The process is laborious and hazardous to human health and the environment. The entire political economy could also be characterized as somewhat feudal, with the artisanal miners obtaining income not as wages, but as shares from the sale of gold particles to buyers, with the rest of the proceeds being captured by financiers who lend them money to procure the needed equipment and materials. A 2018 study by the International Labor Organization (ILO) has described the labor structure of artisanal mining in the Cordillera as a pyramid, with the base being occupied by haulers, packers and workers in the processing stage; a middle level comprising team leaders, diggers, carpenters, engineers, portal guards and administrative staff for organizations with administrative offices; and a top level composed of the financiers, landowners, contract holders or permittees, tunnel owners, and if there is an association, its officers.

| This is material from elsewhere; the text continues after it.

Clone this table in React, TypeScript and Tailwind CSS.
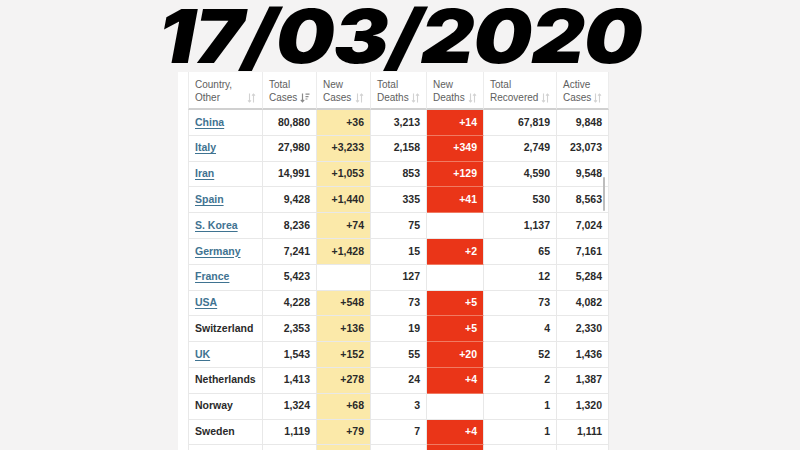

What was not included in the ILO study is the linkage between artisanal mining and large-scale mining. In Benguet, small-scale mining exists in areas abandoned by large-scale mining operations. There are also allegations that some mining companies play an active role in engaging small-scale miners.

There is an overarching constitutional warrant for artisanal mining. Section 2, Article XII of 1987 Philippine Constitution has provided for small-scale utilization of the country's natural resources. There are also laws that were issued even before the passage of the 1987 Constitution.

Presidential Decree 1899, decreed by the late president Ferdinand E. Marcos Sr. in 1984, provided for small-scale mining as a specific sector in the mining industry. After 1987, a series of laws and policies were promulgated to affirm this. In 1991, Republic Act (RA) 7076, or the "People's Small Scale Mining Act," was passed by Congress. The implementing rules and regulations (IRR) of this law was issued by the Department of Environment and Natural Resources (DENR) in 1992, and was contained in DENR Administrative Order (DAO) 1992-34. In 1995, Congress passed RA 7942, or the "Philippine Mining Act," and in 1997, the DENR issued DAO 1997-30, which contained the safety rules and regulations for small-scale mining. In 2012, then-president Benigno Aquino 3rd issued Executive Order (EO) 79 institutionalizing and reforming the mining sector of the country, and the DENR issued DAO 2012-07 outlining its IRR. EO 79 has decreed that small-scale mining shall henceforth be allowed only within designated areas called "Minahang Bayan." In 2015, the DENR issued a revised IRR for RA 7076.

Thus, we are not in shortage of laws, which should have brought artisanal mining to the regulatory ambit of the state, ensuring not only the optimal contribution of the sector to the economy, but more importantly protecting the welfare of artisanal mining communities and workers not only from hazardous working conditions but also from predatory interests. More importantly, it could have ensured that the adverse environmental impacts of the industry would be mitigated.

Unfortunately, the spaces opened for Minahang Bayan are closed by the stringent requirements to qualify. After years of being provided for by law, there are only six Minahang Bayan in the country at present. Thus, a vast majority of the artisanal mining operations in the country are de facto unregulated, their contributions to the economy not optimized, their working conditions remain vulnerable and hazardous, and their environmental impacts unmitigated.

Technically, while artisanal or small-scale mining persists and even is a dominant activity in some local economies, it is an unaccounted sector that is ironically engaged in the extraction of one of the most precious resources our country has.

Faced with an informal economic activity that is able to survive several decades, the challenge is to avoid state simplification, and moderate the tendency of the state to increase legibility and ease of governing by simplifying, standardizing and bureaucratizing local and indigenous practices, and by imposing requirements that close, instead of open, spaces for participation.